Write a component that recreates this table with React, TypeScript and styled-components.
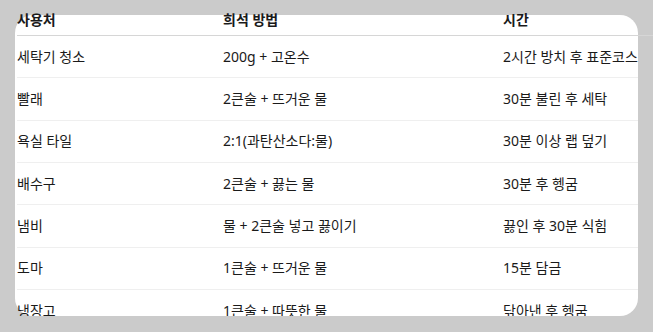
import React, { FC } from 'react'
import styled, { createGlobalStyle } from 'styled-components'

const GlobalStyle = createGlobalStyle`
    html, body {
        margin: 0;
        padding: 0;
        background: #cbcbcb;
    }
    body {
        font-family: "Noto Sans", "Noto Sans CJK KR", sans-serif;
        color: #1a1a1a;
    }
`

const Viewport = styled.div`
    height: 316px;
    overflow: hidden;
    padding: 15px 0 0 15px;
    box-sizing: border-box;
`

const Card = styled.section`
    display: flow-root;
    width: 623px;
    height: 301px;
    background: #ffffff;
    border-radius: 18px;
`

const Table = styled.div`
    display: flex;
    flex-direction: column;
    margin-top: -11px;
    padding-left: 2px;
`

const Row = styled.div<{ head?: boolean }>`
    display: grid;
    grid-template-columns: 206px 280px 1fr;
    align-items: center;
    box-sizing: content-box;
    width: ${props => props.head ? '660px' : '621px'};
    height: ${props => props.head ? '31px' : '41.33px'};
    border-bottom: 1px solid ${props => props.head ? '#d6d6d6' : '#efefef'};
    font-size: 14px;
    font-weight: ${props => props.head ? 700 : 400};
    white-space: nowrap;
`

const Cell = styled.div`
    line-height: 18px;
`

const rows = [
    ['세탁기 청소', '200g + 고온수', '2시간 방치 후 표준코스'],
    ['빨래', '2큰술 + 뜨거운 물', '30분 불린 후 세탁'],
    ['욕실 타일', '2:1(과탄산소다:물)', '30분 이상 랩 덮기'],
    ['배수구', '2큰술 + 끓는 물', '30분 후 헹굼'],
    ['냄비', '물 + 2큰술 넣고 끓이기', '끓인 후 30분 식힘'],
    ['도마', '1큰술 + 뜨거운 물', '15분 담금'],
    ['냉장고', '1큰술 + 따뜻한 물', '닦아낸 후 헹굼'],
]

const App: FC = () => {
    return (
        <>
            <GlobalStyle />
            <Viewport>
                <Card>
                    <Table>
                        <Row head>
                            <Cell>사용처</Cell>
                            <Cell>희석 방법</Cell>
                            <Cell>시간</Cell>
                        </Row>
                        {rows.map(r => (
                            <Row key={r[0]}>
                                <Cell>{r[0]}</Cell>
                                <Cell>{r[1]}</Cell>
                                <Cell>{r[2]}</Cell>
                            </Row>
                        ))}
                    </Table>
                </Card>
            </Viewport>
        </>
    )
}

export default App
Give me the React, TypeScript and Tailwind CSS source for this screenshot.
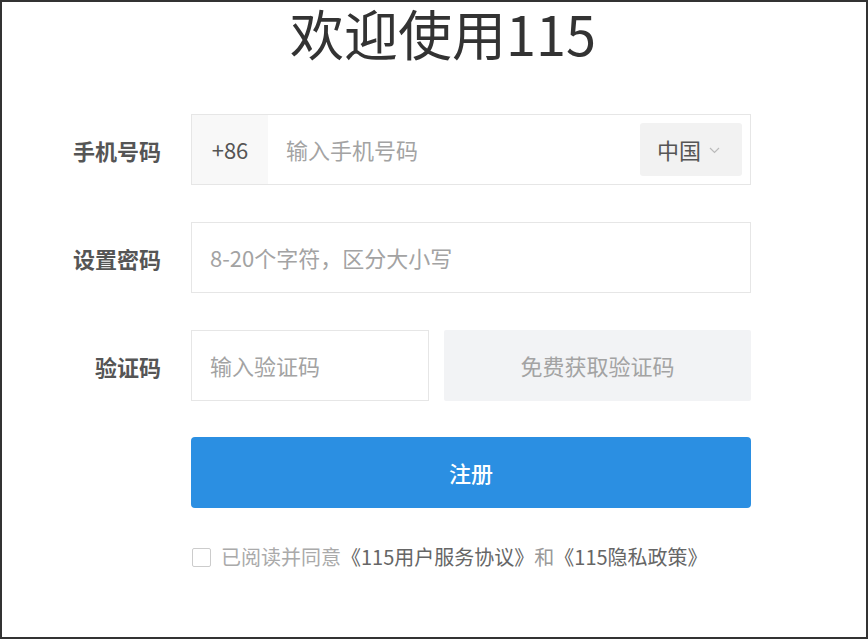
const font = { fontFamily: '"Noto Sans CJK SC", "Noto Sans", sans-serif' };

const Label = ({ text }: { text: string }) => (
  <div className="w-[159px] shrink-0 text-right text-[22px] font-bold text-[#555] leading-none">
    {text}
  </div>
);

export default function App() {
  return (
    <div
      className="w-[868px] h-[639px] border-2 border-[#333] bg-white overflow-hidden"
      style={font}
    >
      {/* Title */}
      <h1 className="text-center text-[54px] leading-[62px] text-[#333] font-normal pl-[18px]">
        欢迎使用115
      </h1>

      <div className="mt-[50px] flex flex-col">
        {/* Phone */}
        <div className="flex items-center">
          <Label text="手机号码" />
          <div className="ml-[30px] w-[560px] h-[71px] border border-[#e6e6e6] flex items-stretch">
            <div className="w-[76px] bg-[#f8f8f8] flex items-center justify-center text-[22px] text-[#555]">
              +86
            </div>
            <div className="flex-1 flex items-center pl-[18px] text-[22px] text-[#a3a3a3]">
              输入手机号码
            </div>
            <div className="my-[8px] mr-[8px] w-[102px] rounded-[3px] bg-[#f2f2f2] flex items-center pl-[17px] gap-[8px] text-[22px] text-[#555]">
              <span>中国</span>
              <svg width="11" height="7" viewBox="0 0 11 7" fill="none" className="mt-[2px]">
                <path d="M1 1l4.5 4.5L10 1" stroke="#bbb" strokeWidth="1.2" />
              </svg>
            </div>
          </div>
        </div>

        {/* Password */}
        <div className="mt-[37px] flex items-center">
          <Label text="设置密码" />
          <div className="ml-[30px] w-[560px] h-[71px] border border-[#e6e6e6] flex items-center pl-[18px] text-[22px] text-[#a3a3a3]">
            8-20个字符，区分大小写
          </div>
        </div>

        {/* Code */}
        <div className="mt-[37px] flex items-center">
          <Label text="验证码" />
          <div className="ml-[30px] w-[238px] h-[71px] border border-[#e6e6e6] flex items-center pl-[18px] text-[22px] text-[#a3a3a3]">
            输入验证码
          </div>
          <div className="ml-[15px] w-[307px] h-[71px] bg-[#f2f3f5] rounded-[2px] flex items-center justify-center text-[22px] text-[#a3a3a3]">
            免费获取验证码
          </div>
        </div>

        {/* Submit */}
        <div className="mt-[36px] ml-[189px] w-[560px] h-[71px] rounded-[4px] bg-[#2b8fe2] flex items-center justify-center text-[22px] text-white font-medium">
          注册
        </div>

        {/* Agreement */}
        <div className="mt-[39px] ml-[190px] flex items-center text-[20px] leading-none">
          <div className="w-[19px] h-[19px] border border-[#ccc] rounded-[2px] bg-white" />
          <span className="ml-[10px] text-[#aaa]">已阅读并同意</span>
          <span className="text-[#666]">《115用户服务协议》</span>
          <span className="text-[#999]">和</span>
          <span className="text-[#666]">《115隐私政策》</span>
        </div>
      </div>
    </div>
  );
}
....
What this task involves:
Quote the listing above in full, except for the pictures.

Solution for this task:
Write a component that recreates this table with React, TypeScript and styled-components.
import React, { FC } from 'react'
import styled, { createGlobalStyle } from 'styled-components'

const GlobalStyle = createGlobalStyle`
    html, body {
        margin: 0;
        padding: 0;
        background: #cbcbcb;
    }
    body {
        font-family: "Noto Sans", "Noto Sans CJK KR", sans-serif;
        color: #1a1a1a;
    }
`

const Viewport = styled.div`
    height: 316px;
    overflow: hidden;
    padding: 15px 0 0 15px;
    box-sizing: border-box;
`

const Card = styled.section`
    display: flow-root;
    width: 623px;
    height: 301px;
    background: #ffffff;
    border-radius: 18px;
`

const Table = styled.div`
    display: flex;
    flex-direction: column;
    margin-top: -11px;
    padding-left: 2px;
`

const Row = styled.div<{ head?: boolean }>`
    display: grid;
    grid-template-columns: 206px 280px 1fr;
    align-items: center;
    box-sizing: content-box;
    width: ${props => props.head ? '660px' : '621px'};
    height: ${props => props.head ? '31px' : '41.33px'};
    border-bottom: 1px solid ${props => props.head ? '#d6d6d6' : '#efefef'};
    font-size: 14px;
    font-weight: ${props => props.head ? 700 : 400};
    white-space: nowrap;
`

const Cell = styled.div`
    line-height: 18px;
`

const rows = [
    ['세탁기 청소', '200g + 고온수', '2시간 방치 후 표준코스'],
    ['빨래', '2큰술 + 뜨거운 물', '30분 불린 후 세탁'],
    ['욕실 타일', '2:1(과탄산소다:물)', '30분 이상 랩 덮기'],
    ['배수구', '2큰술 + 끓는 물', '30분 후 헹굼'],
    ['냄비', '물 + 2큰술 넣고 끓이기', '끓인 후 30분 식힘'],
    ['도마', '1큰술 + 뜨거운 물', '15분 담금'],
    ['냉장고', '1큰술 + 따뜻한 물', '닦아낸 후 헹굼'],
]

const App: FC = () => {
    return (
        <>
            <GlobalStyle />
            <Viewport>
                <Card>
                    <Table>
                        <Row head>
                            <Cell>사용처</Cell>
                            <Cell>희석 방법</Cell>
                            <Cell>시간</Cell>
                        </Row>
                        {rows.map(r => (
                            <Row key={r[0]}>
                                <Cell>{r[0]}</Cell>
                                <Cell>{r[1]}</Cell>
                                <Cell>{r[2]}</Cell>
                            </Row>
                        ))}
                    </Table>
                </Card>
            </Viewport>
        </>
    )
}

export default App
Give me the React, TypeScript and Tailwind CSS source for this screenshot.
const font = { fontFamily: '"Noto Sans CJK SC", "Noto Sans", sans-serif' };

const Label = ({ text }: { text: string }) => (
  <div className="w-[159px] shrink-0 text-right text-[22px] font-bold text-[#555] leading-none">
    {text}
  </div>
);

export default function App() {
  return (
    <div
      className="w-[868px] h-[639px] border-2 border-[#333] bg-white overflow-hidden"
      style={font}
    >
      {/* Title */}
      <h1 className="text-center text-[54px] leading-[62px] text-[#333] font-normal pl-[18px]">
        欢迎使用115
      </h1>

      <div className="mt-[50px] flex flex-col">
        {/* Phone */}
        <div className="flex items-center">
          <Label text="手机号码" />
          <div className="ml-[30px] w-[560px] h-[71px] border border-[#e6e6e6] flex items-stretch">
            <div className="w-[76px] bg-[#f8f8f8] flex items-center justify-center text-[22px] text-[#555]">
              +86
            </div>
            <div className="flex-1 flex items-center pl-[18px] text-[22px] text-[#a3a3a3]">
              输入手机号码
            </div>
            <div className="my-[8px] mr-[8px] w-[102px] rounded-[3px] bg-[#f2f2f2] flex items-center pl-[17px] gap-[8px] text-[22px] text-[#555]">
              <span>中国</span>
              <svg width="11" height="7" viewBox="0 0 11 7" fill="none" className="mt-[2px]">
                <path d="M1 1l4.5 4.5L10 1" stroke="#bbb" strokeWidth="1.2" />
              </svg>
            </div>
          </div>
        </div>

        {/* Password */}
        <div className="mt-[37px] flex items-center">
          <Label text="设置密码" />
          <div className="ml-[30px] w-[560px] h-[71px] border border-[#e6e6e6] flex items-center pl-[18px] text-[22px] text-[#a3a3a3]">
            8-20个字符，区分大小写
          </div>
        </div>

        {/* Code */}
        <div className="mt-[37px] flex items-center">
          <Label text="验证码" />
          <div className="ml-[30px] w-[238px] h-[71px] border border-[#e6e6e6] flex items-center pl-[18px] text-[22px] text-[#a3a3a3]">
            输入验证码
          </div>
          <div className="ml-[15px] w-[307px] h-[71px] bg-[#f2f3f5] rounded-[2px] flex items-center justify-center text-[22px] text-[#a3a3a3]">
            免费获取验证码
          </div>
        </div>

        {/* Submit */}
        <div className="mt-[36px] ml-[189px] w-[560px] h-[71px] rounded-[4px] bg-[#2b8fe2] flex items-center justify-center text-[22px] text-white font-medium">
          注册
        </div>

        {/* Agreement */}
        <div className="mt-[39px] ml-[190px] flex items-center text-[20px] leading-none">
          <div className="w-[19px] h-[19px] border border-[#ccc] rounded-[2px] bg-white" />
          <span className="ml-[10px] text-[#aaa]">已阅读并同意</span>
          <span className="text-[#666]">《115用户服务协议》</span>
          <span className="text-[#999]">和</span>
          <span className="text-[#666]">《115隐私政策》</span>
        </div>
      </div>
    </div>
  );
}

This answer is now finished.